Falamos de um romance de tese, o que levou alguns leitores a considerar O marido da adúltera aparentado ao Naturalismo. De fato, o comportamento de Laura não deixa de confirmar pressupostos que misturam hereditariedade e moralismo, a fórmula tão contraditória que estragou várias obras literárias promissoras. Para leitores (sobretudo, leitoras) sintonizados com as ideologias em moda, o honrado Luís Marcos caberá direitinho no figurino machista, mesmo tendo preferido o suicídio ao justiçamento da mulher infiel e de seu amante.

O enredo fincado na obsessão burguesa do adultério, no entanto, espraia-se por uma caracterização competente da sociedade brasileira do século XIX. A variedade de situações e personagens aproxima o livro, como documento de época, aos mais bem realizados romances do período.
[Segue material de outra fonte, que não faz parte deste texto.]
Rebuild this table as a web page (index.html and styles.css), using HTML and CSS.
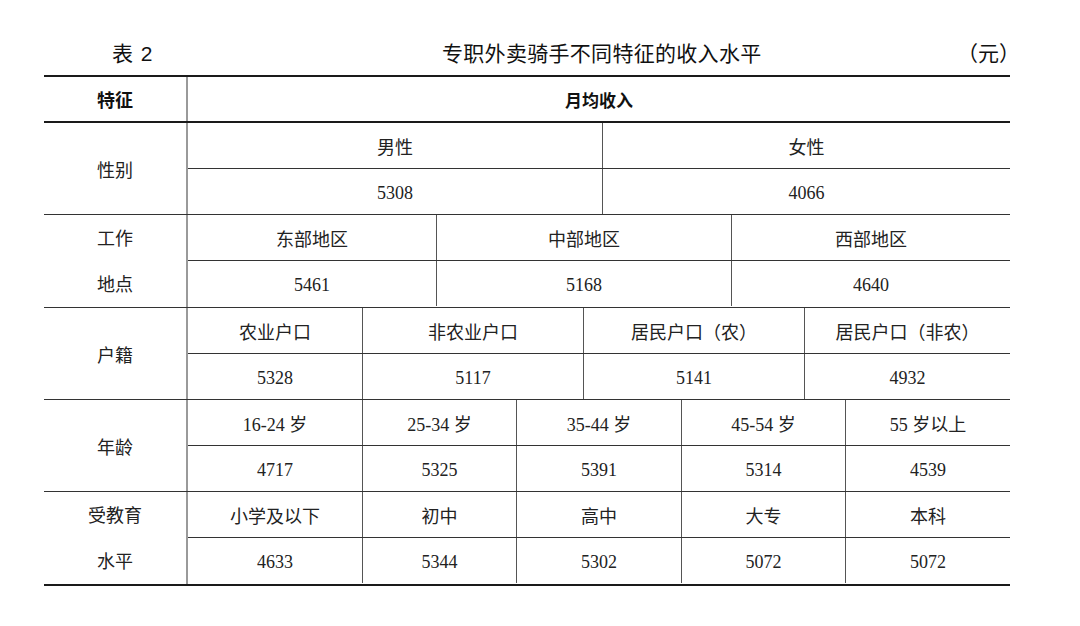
FILE: index.html
```html
<!DOCTYPE html>
<html lang="zh">
<head>
<meta charset="utf-8">
<title>专职外卖骑手不同特征的收入水平</title>
<link rel="stylesheet" href="styles.css">
</head>
<body>
<div class="page">
  <div class="caption">
    <span class="num">表 2</span>
    <span class="title">专职外卖骑手不同特征的收入水平</span>
    <span class="unit">（元）</span>
  </div>
  <div class="table">
    <div class="head">
      <div class="label hd">特征</div>
      <div class="hcell hd">月均收入</div>
    </div>

    <div class="sec">
      <div class="label">性别</div>
      <div class="data">
        <div class="row g-sex"><div class="cell">男性</div><div class="cell">女性</div></div>
        <div class="row g-sex"><div class="cell">5308</div><div class="cell">4066</div></div>
      </div>
    </div>

    <div class="sec">
      <div class="label two"><span>工作</span><span>地点</span></div>
      <div class="data">
        <div class="row g-area"><div class="cell">东部地区</div><div class="cell">中部地区</div><div class="cell">西部地区</div></div>
        <div class="row g-area"><div class="cell">5461</div><div class="cell">5168</div><div class="cell">4640</div></div>
      </div>
    </div>

    <div class="sec">
      <div class="label">户籍</div>
      <div class="data">
        <div class="row g-hukou"><div class="cell">农业户口</div><div class="cell">非农业户口</div><div class="cell">居民户口（农）</div><div class="cell">居民户口（非农）</div></div>
        <div class="row g-hukou"><div class="cell">5328</div><div class="cell">5117</div><div class="cell">5141</div><div class="cell">4932</div></div>
      </div>
    </div>

    <div class="sec">
      <div class="label">年龄</div>
      <div class="data">
        <div class="row g-five"><div class="cell">16-24 岁</div><div class="cell">25-34 岁</div><div class="cell">35-44 岁</div><div class="cell">45-54 岁</div><div class="cell">55 岁以上</div></div>
        <div class="row g-five"><div class="cell">4717</div><div class="cell">5325</div><div class="cell">5391</div><div class="cell">5314</div><div class="cell">4539</div></div>
      </div>
    </div>

    <div class="sec last">
      <div class="label two"><span>受教育</span><span>水平</span></div>
      <div class="data">
        <div class="row g-five"><div class="cell">小学及以下</div><div class="cell">初中</div><div class="cell">高中</div><div class="cell">大专</div><div class="cell">本科</div></div>
        <div class="row g-five"><div class="cell">4633</div><div class="cell">5344</div><div class="cell">5302</div><div class="cell">5072</div><div class="cell">5072</div></div>
      </div>
    </div>
  </div>
</div>
</body>
</html>
```

FILE: styles.css
```css
* { box-sizing: border-box; }

html, body {
  margin: 0;
  padding: 0;
  background: #ffffff;
}

body {
  font-family: "Liberation Serif", "Noto Sans CJK SC", serif;
  color: #222;
}

.page {
  width: 1010px;
  padding-left: 44px;
}

.caption {
  height: 75px;
  padding-top: 28px;
  display: flex;
  align-items: center;
  font-family: "Liberation Sans", "Noto Sans CJK SC", sans-serif;
  font-size: 21px;
  color: #111;
}

.num {
  width: 398px;
  padding-left: 68px;
  word-spacing: 2px;
}

.title {
  letter-spacing: 0.3px;
}

.unit {
  margin-left: auto;
  margin-right: -10px;
}

.table {
  width: 966px;
  border-top: 2px solid #1a1a1a;
}

.head {
  display: flex;
  height: 46px;
  border-bottom: 2px solid #1a1a1a;
}

.hd {
  font-family: "Noto Sans CJK SC", sans-serif;
  font-weight: 700;
  font-size: 17px;
  color: #111;
}

.label {
  width: 144px;
  flex: none;
  border-right: 2px solid #9a9a9a;
  display: flex;
  align-items: center;
  justify-content: center;
  font-size: 18px;
}

.label.two {
  flex-direction: column;
}

.label.two span {
  height: 46px;
  line-height: 48px;
}

.hcell {
  flex: 1;
  display: flex;
  align-items: center;
  justify-content: center;
}

.sec {
  display: flex;
  border-bottom: 1px solid #333;
}

.sec.last {
  border-bottom: 2px solid #1a1a1a;
}

.data {
  flex: 1;
  display: flex;
  flex-direction: column;
}

.row {
  display: grid;
  height: 46px;
}

.row:first-child {
  border-bottom: 1px solid #333;
}

.row:last-child {
  height: 45px;
}

.row:last-child .cell {
  padding-top: 3px;
}

.g-sex { grid-template-columns: 414px 1fr; }
.g-area { grid-template-columns: 248px 295px 1fr; }
.g-hukou { grid-template-columns: 174px 221px 221px 1fr; }
.g-five { grid-template-columns: 174px 154px 165px 164px 1fr; }

.cell {
  display: flex;
  align-items: center;
  justify-content: center;
  font-size: 18px;
  color: #222;
}

.cell + .cell {
  border-left: 1px solid #555;
}
```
E, quanto ao problema da traição amorosa, não deixa de ser interessante pensar que Machado de Assis pode ter levado em conta, ao caracterizar seu Bento Santiago como grandemente merecedor de seus supostos chifres, a teoria do pobre Luís Marcos, de que o marido é sempre o maior responsável pelo adultério. Bom diapasão para profundas cogitações de quem queira ou necessite meditar sobre o tema.